Use Case

Analyze your positioning to find unique advantages

Analyze your positioning to find unique advantages

Understand how your brand stacks up against competitors and identify the specific differentiators that make your pitch compelling — so your messaging hits harder and your team sells with confidence.

How it Works

Before you start

This use case works best when you've already set up some foundational elements in Quotient:

  • Knowledge Store populated: Add your product overview, value propositions, and any existing competitive intelligence. The agent builds on what you already know.
  • Competitor landscape defined: Know which competitors you're most often compared against. Have their websites and any product details you've gathered.
  • Target audience clear: Understanding who you sell to helps the agent identify which advantages matter most to your buyers.

How to do it in Quotient

1. Start a conversation with the Brand Agent

Open a new chat and describe the positioning analysis you need. For example:

"Analyze our positioning versus HubSpot and Marketo. I want to understand where we genuinely win, where we're at parity, and where we're weaker. Focus on AI capabilities, ease of use, pricing, and time to value. Be honest — I need this to be useful, not flattering."

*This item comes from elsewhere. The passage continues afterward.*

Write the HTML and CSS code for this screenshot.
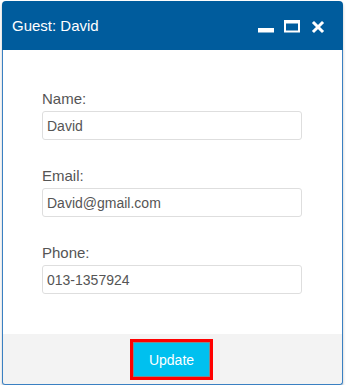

2. The agent researches and analyzes

The Brand Agent reviews competitor websites, product pages, pricing, and customer reviews, then maps your capabilities against theirs. It identifies genuine differentiators, areas of parity, and honest weaknesses — framed through the lens of what your target buyers care about.

3. Review and refine

Dig into the analysis and ask for more depth:

  • "Which of our advantages are hardest for competitors to copy?"
  • "How should we frame our weaknesses when prospects bring them up?"
  • "Draft positioning statements for each of our top 3 differentiators"
  • "What messaging would resonate most with a VP of Marketing evaluating us?"

4. Put it to work

Use the positioning analysis to sharpen your website copy, update sales decks, refine pitch narratives, or brief your marketing team. Save key insights to the Knowledge Store so all agents create on-message content going forward.

What you'll get

A typical positioning analysis includes:

  • Competitive landscape overview — how each competitor positions themselves and where they focus
  • Advantage map — your genuine differentiators ranked by defensibility and buyer importance
  • Parity areas — capabilities where you and competitors are roughly equivalent
  • Vulnerability assessment — honest gaps and how to address or reframe them
  • Recommended positioning — messaging frameworks that lean into your strongest advantages

Tips for better results

  • Ask for honesty. The most useful positioning analyses acknowledge weaknesses. Knowing where you're vulnerable is just as important as knowing where you're strong.
  • Focus on buyer perspective. Features only matter if buyers care about them. Ask the agent to rank advantages by how much they influence purchase decisions, not just by technical superiority.
  • Test positioning with real prospects. Use the messaging frameworks in sales conversations and report back on what resonates. Refine based on real-world feedback.
  • Revisit after market changes. When a competitor launches a new feature or changes pricing, re-run the analysis. Positioning is a moving target.
  • Save to Knowledge Store. Once you've validated your positioning, save it as a knowledge document. This ensures every agent — blog, email, social — creates content that reinforces your strategic messaging.

Get Started

Analyze our positioning versus [Competitor A] and [Competitor B]. I want to understand where we genuinely win, where we're at parity, and where we're weaker. Focus on [key dimensions like AI capabilities, ease of use, pricing]. Be honest — I need actionable insights, not flattering spin. Recommend positioning statements for our top differentiators.